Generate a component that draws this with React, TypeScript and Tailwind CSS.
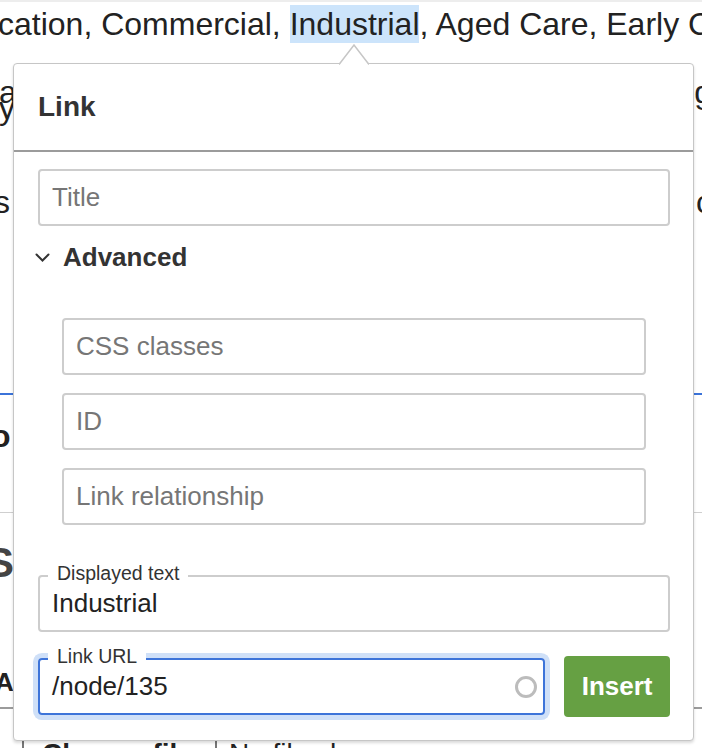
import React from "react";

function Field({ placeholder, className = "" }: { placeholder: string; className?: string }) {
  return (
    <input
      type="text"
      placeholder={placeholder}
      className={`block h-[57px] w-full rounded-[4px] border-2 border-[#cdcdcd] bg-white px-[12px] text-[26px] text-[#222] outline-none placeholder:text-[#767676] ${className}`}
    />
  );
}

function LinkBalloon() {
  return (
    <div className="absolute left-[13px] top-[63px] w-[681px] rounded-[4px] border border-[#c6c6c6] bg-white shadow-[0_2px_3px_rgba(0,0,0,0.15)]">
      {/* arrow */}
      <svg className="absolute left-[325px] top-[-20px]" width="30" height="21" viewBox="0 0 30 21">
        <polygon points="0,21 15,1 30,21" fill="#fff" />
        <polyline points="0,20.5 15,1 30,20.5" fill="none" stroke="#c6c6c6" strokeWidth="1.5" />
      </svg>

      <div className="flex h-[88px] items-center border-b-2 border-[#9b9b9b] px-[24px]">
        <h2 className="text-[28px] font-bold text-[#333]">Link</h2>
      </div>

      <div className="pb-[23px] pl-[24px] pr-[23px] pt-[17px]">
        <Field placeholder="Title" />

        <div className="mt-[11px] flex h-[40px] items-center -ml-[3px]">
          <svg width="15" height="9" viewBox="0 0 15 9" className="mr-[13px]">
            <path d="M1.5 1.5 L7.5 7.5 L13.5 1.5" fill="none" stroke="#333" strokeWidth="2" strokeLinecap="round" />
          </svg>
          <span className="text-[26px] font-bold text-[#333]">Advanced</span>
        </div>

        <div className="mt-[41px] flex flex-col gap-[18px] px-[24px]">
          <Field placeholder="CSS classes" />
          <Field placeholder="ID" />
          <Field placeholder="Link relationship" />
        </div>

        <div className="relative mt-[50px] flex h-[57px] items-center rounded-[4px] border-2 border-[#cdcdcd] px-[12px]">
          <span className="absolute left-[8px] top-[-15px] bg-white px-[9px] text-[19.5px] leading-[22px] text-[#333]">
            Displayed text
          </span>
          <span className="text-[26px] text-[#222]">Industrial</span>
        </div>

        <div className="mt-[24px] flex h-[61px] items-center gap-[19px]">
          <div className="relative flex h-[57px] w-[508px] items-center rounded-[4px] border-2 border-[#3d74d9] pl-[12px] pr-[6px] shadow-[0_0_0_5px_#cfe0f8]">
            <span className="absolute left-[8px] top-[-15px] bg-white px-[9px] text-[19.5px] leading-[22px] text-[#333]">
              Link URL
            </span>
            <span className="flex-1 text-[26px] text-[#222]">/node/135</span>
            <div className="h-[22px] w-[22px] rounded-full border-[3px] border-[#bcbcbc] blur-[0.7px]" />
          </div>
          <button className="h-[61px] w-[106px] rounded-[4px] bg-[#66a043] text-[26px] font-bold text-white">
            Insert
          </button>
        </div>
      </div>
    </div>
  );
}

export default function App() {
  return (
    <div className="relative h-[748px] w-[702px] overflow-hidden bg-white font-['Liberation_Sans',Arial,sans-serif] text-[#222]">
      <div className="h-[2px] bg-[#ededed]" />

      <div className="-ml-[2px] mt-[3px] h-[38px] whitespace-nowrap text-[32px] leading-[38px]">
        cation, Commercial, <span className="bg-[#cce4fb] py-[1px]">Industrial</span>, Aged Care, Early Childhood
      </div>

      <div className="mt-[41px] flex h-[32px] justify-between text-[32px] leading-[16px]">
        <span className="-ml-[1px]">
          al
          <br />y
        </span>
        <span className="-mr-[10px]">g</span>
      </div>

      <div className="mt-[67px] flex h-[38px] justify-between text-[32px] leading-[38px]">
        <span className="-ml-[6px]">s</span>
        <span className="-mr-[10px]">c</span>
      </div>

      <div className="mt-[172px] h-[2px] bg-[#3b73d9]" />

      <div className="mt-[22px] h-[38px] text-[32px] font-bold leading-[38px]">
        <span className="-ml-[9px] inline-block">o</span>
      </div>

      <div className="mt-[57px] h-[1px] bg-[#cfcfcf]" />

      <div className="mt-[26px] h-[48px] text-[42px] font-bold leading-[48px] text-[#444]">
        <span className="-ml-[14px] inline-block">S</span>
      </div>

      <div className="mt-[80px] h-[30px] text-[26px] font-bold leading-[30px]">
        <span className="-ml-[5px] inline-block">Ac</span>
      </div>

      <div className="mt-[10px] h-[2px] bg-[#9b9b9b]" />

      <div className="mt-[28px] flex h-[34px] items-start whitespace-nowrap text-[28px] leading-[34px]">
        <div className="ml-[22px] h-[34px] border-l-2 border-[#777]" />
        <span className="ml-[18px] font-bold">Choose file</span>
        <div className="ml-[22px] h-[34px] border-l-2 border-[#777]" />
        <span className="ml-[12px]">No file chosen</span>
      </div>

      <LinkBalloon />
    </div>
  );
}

============

What is needed » Print the complete listing exactly as it stands, without its pictures.

Reply »
Generate a component that draws this with React, TypeScript and Tailwind CSS.
import React from "react";

function Field({ placeholder, className = "" }: { placeholder: string; className?: string }) {
  return (
    <input
      type="text"
      placeholder={placeholder}
      className={`block h-[57px] w-full rounded-[4px] border-2 border-[#cdcdcd] bg-white px-[12px] text-[26px] text-[#222] outline-none placeholder:text-[#767676] ${className}`}
    />
  );
}

function LinkBalloon() {
  return (
    <div className="absolute left-[13px] top-[63px] w-[681px] rounded-[4px] border border-[#c6c6c6] bg-white shadow-[0_2px_3px_rgba(0,0,0,0.15)]">
      {/* arrow */}
      <svg className="absolute left-[325px] top-[-20px]" width="30" height="21" viewBox="0 0 30 21">
        <polygon points="0,21 15,1 30,21" fill="#fff" />
        <polyline points="0,20.5 15,1 30,20.5" fill="none" stroke="#c6c6c6" strokeWidth="1.5" />
      </svg>

      <div className="flex h-[88px] items-center border-b-2 border-[#9b9b9b] px-[24px]">
        <h2 className="text-[28px] font-bold text-[#333]">Link</h2>
      </div>

      <div className="pb-[23px] pl-[24px] pr-[23px] pt-[17px]">
        <Field placeholder="Title" />

        <div className="mt-[11px] flex h-[40px] items-center -ml-[3px]">
          <svg width="15" height="9" viewBox="0 0 15 9" className="mr-[13px]">
            <path d="M1.5 1.5 L7.5 7.5 L13.5 1.5" fill="none" stroke="#333" strokeWidth="2" strokeLinecap="round" />
          </svg>
          <span className="text-[26px] font-bold text-[#333]">Advanced</span>
        </div>

        <div className="mt-[41px] flex flex-col gap-[18px] px-[24px]">
          <Field placeholder="CSS classes" />
          <Field placeholder="ID" />
          <Field placeholder="Link relationship" />
        </div>

        <div className="relative mt-[50px] flex h-[57px] items-center rounded-[4px] border-2 border-[#cdcdcd] px-[12px]">
          <span className="absolute left-[8px] top-[-15px] bg-white px-[9px] text-[19.5px] leading-[22px] text-[#333]">
            Displayed text
          </span>
          <span className="text-[26px] text-[#222]">Industrial</span>
        </div>

        <div className="mt-[24px] flex h-[61px] items-center gap-[19px]">
          <div className="relative flex h-[57px] w-[508px] items-center rounded-[4px] border-2 border-[#3d74d9] pl-[12px] pr-[6px] shadow-[0_0_0_5px_#cfe0f8]">
            <span className="absolute left-[8px] top-[-15px] bg-white px-[9px] text-[19.5px] leading-[22px] text-[#333]">
              Link URL
            </span>
            <span className="flex-1 text-[26px] text-[#222]">/node/135</span>
            <div className="h-[22px] w-[22px] rounded-full border-[3px] border-[#bcbcbc] blur-[0.7px]" />
          </div>
          <button className="h-[61px] w-[106px] rounded-[4px] bg-[#66a043] text-[26px] font-bold text-white">
            Insert
          </button>
        </div>
      </div>
    </div>
  );
}

export default function App() {
  return (
    <div className="relative h-[748px] w-[702px] overflow-hidden bg-white font-['Liberation_Sans',Arial,sans-serif] text-[#222]">
      <div className="h-[2px] bg-[#ededed]" />

      <div className="-ml-[2px] mt-[3px] h-[38px] whitespace-nowrap text-[32px] leading-[38px]">
        cation, Commercial, <span className="bg-[#cce4fb] py-[1px]">Industrial</span>, Aged Care, Early Childhood
      </div>

      <div className="mt-[41px] flex h-[32px] justify-between text-[32px] leading-[16px]">
        <span className="-ml-[1px]">
          al
          <br />y
        </span>
        <span className="-mr-[10px]">g</span>
      </div>

      <div className="mt-[67px] flex h-[38px] justify-between text-[32px] leading-[38px]">
        <span className="-ml-[6px]">s</span>
        <span className="-mr-[10px]">c</span>
      </div>

      <div className="mt-[172px] h-[2px] bg-[#3b73d9]" />

      <div className="mt-[22px] h-[38px] text-[32px] font-bold leading-[38px]">
        <span className="-ml-[9px] inline-block">o</span>
      </div>

      <div className="mt-[57px] h-[1px] bg-[#cfcfcf]" />

      <div className="mt-[26px] h-[48px] text-[42px] font-bold leading-[48px] text-[#444]">
        <span className="-ml-[14px] inline-block">S</span>
      </div>

      <div className="mt-[80px] h-[30px] text-[26px] font-bold leading-[30px]">
        <span className="-ml-[5px] inline-block">Ac</span>
      </div>

      <div className="mt-[10px] h-[2px] bg-[#9b9b9b]" />

      <div className="mt-[28px] flex h-[34px] items-start whitespace-nowrap text-[28px] leading-[34px]">
        <div className="ml-[22px] h-[34px] border-l-2 border-[#777]" />
        <span className="ml-[18px] font-bold">Choose file</span>
        <div className="ml-[22px] h-[34px] border-l-2 border-[#777]" />
        <span className="ml-[12px]">No file chosen</span>
      </div>

      <LinkBalloon />
    </div>
  );
}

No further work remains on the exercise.